Goal of the exercise
The records below must be retyped exactly.

•••••

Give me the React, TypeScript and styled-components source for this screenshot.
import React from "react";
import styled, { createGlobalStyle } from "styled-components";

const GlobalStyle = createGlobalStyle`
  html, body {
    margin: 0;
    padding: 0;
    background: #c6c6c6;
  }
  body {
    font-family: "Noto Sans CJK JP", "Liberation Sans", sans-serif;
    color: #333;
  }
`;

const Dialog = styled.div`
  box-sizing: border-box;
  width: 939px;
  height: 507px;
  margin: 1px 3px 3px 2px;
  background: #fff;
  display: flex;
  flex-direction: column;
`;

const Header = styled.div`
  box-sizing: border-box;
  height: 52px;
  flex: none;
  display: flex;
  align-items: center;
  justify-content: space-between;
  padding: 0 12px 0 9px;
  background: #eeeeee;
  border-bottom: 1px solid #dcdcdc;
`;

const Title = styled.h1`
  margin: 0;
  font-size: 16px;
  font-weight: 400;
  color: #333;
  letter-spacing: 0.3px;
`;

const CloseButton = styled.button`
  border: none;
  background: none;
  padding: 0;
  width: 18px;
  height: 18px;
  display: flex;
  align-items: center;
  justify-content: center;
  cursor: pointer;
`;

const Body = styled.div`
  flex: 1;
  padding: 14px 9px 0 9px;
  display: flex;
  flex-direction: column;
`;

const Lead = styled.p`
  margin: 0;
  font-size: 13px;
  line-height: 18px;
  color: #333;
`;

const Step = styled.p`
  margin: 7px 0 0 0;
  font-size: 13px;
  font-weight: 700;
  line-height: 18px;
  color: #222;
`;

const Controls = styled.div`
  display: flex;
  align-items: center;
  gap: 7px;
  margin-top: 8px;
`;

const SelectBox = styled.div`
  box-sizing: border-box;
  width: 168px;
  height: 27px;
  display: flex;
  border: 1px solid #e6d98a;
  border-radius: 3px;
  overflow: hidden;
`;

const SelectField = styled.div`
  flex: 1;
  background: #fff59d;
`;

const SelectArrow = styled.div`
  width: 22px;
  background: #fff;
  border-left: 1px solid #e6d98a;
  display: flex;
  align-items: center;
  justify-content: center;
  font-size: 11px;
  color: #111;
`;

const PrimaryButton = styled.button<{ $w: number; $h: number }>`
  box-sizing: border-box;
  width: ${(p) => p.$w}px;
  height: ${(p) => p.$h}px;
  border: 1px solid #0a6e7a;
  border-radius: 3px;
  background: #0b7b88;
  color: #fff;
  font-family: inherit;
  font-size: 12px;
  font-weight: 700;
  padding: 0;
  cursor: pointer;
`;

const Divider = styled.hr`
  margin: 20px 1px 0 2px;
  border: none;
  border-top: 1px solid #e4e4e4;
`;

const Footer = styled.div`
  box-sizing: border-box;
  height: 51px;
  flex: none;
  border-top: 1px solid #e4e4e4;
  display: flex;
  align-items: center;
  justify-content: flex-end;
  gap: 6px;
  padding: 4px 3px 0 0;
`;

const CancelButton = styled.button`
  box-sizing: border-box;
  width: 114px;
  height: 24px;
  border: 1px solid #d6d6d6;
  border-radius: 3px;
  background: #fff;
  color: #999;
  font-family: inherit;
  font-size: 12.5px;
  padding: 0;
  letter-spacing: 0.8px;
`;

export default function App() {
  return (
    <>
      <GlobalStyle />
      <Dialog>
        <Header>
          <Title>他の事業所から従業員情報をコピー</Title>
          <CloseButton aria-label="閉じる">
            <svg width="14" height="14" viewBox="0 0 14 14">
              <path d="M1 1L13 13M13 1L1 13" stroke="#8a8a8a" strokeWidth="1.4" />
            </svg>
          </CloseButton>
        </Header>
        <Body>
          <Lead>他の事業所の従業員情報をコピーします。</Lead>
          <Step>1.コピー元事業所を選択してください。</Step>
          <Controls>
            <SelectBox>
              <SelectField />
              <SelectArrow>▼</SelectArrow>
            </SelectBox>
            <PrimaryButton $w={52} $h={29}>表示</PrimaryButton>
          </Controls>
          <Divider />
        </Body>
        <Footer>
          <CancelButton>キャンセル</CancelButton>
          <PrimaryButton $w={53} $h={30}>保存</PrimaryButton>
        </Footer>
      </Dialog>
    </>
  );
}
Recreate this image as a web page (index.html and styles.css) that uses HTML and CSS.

•••••

Answer to the exercise
Give me the React, TypeScript and styled-components source for this screenshot.
import React from "react";
import styled, { createGlobalStyle } from "styled-components";

const GlobalStyle = createGlobalStyle`
  html, body {
    margin: 0;
    padding: 0;
    background: #c6c6c6;
  }
  body {
    font-family: "Noto Sans CJK JP", "Liberation Sans", sans-serif;
    color: #333;
  }
`;

const Dialog = styled.div`
  box-sizing: border-box;
  width: 939px;
  height: 507px;
  margin: 1px 3px 3px 2px;
  background: #fff;
  display: flex;
  flex-direction: column;
`;

const Header = styled.div`
  box-sizing: border-box;
  height: 52px;
  flex: none;
  display: flex;
  align-items: center;
  justify-content: space-between;
  padding: 0 12px 0 9px;
  background: #eeeeee;
  border-bottom: 1px solid #dcdcdc;
`;

const Title = styled.h1`
  margin: 0;
  font-size: 16px;
  font-weight: 400;
  color: #333;
  letter-spacing: 0.3px;
`;

const CloseButton = styled.button`
  border: none;
  background: none;
  padding: 0;
  width: 18px;
  height: 18px;
  display: flex;
  align-items: center;
  justify-content: center;
  cursor: pointer;
`;

const Body = styled.div`
  flex: 1;
  padding: 14px 9px 0 9px;
  display: flex;
  flex-direction: column;
`;

const Lead = styled.p`
  margin: 0;
  font-size: 13px;
  line-height: 18px;
  color: #333;
`;

const Step = styled.p`
  margin: 7px 0 0 0;
  font-size: 13px;
  font-weight: 700;
  line-height: 18px;
  color: #222;
`;

const Controls = styled.div`
  display: flex;
  align-items: center;
  gap: 7px;
  margin-top: 8px;
`;

const SelectBox = styled.div`
  box-sizing: border-box;
  width: 168px;
  height: 27px;
  display: flex;
  border: 1px solid #e6d98a;
  border-radius: 3px;
  overflow: hidden;
`;

const SelectField = styled.div`
  flex: 1;
  background: #fff59d;
`;

const SelectArrow = styled.div`
  width: 22px;
  background: #fff;
  border-left: 1px solid #e6d98a;
  display: flex;
  align-items: center;
  justify-content: center;
  font-size: 11px;
  color: #111;
`;

const PrimaryButton = styled.button<{ $w: number; $h: number }>`
  box-sizing: border-box;
  width: ${(p) => p.$w}px;
  height: ${(p) => p.$h}px;
  border: 1px solid #0a6e7a;
  border-radius: 3px;
  background: #0b7b88;
  color: #fff;
  font-family: inherit;
  font-size: 12px;
  font-weight: 700;
  padding: 0;
  cursor: pointer;
`;

const Divider = styled.hr`
  margin: 20px 1px 0 2px;
  border: none;
  border-top: 1px solid #e4e4e4;
`;

const Footer = styled.div`
  box-sizing: border-box;
  height: 51px;
  flex: none;
  border-top: 1px solid #e4e4e4;
  display: flex;
  align-items: center;
  justify-content: flex-end;
  gap: 6px;
  padding: 4px 3px 0 0;
`;

const CancelButton = styled.button`
  box-sizing: border-box;
  width: 114px;
  height: 24px;
  border: 1px solid #d6d6d6;
  border-radius: 3px;
  background: #fff;
  color: #999;
  font-family: inherit;
  font-size: 12.5px;
  padding: 0;
  letter-spacing: 0.8px;
`;

export default function App() {
  return (
    <>
      <GlobalStyle />
      <Dialog>
        <Header>
          <Title>他の事業所から従業員情報をコピー</Title>
          <CloseButton aria-label="閉じる">
            <svg width="14" height="14" viewBox="0 0 14 14">
              <path d="M1 1L13 13M13 1L1 13" stroke="#8a8a8a" strokeWidth="1.4" />
            </svg>
          </CloseButton>
        </Header>
        <Body>
          <Lead>他の事業所の従業員情報をコピーします。</Lead>
          <Step>1.コピー元事業所を選択してください。</Step>
          <Controls>
            <SelectBox>
              <SelectField />
              <SelectArrow>▼</SelectArrow>
            </SelectBox>
            <PrimaryButton $w={52} $h={29}>表示</PrimaryButton>
          </Controls>
          <Divider />
        </Body>
        <Footer>
          <CancelButton>キャンセル</CancelButton>
          <PrimaryButton $w={53} $h={30}>保存</PrimaryButton>
        </Footer>
      </Dialog>
    </>
  );
}
Recreate this image as a web page (index.html and styles.css) that uses HTML and CSS.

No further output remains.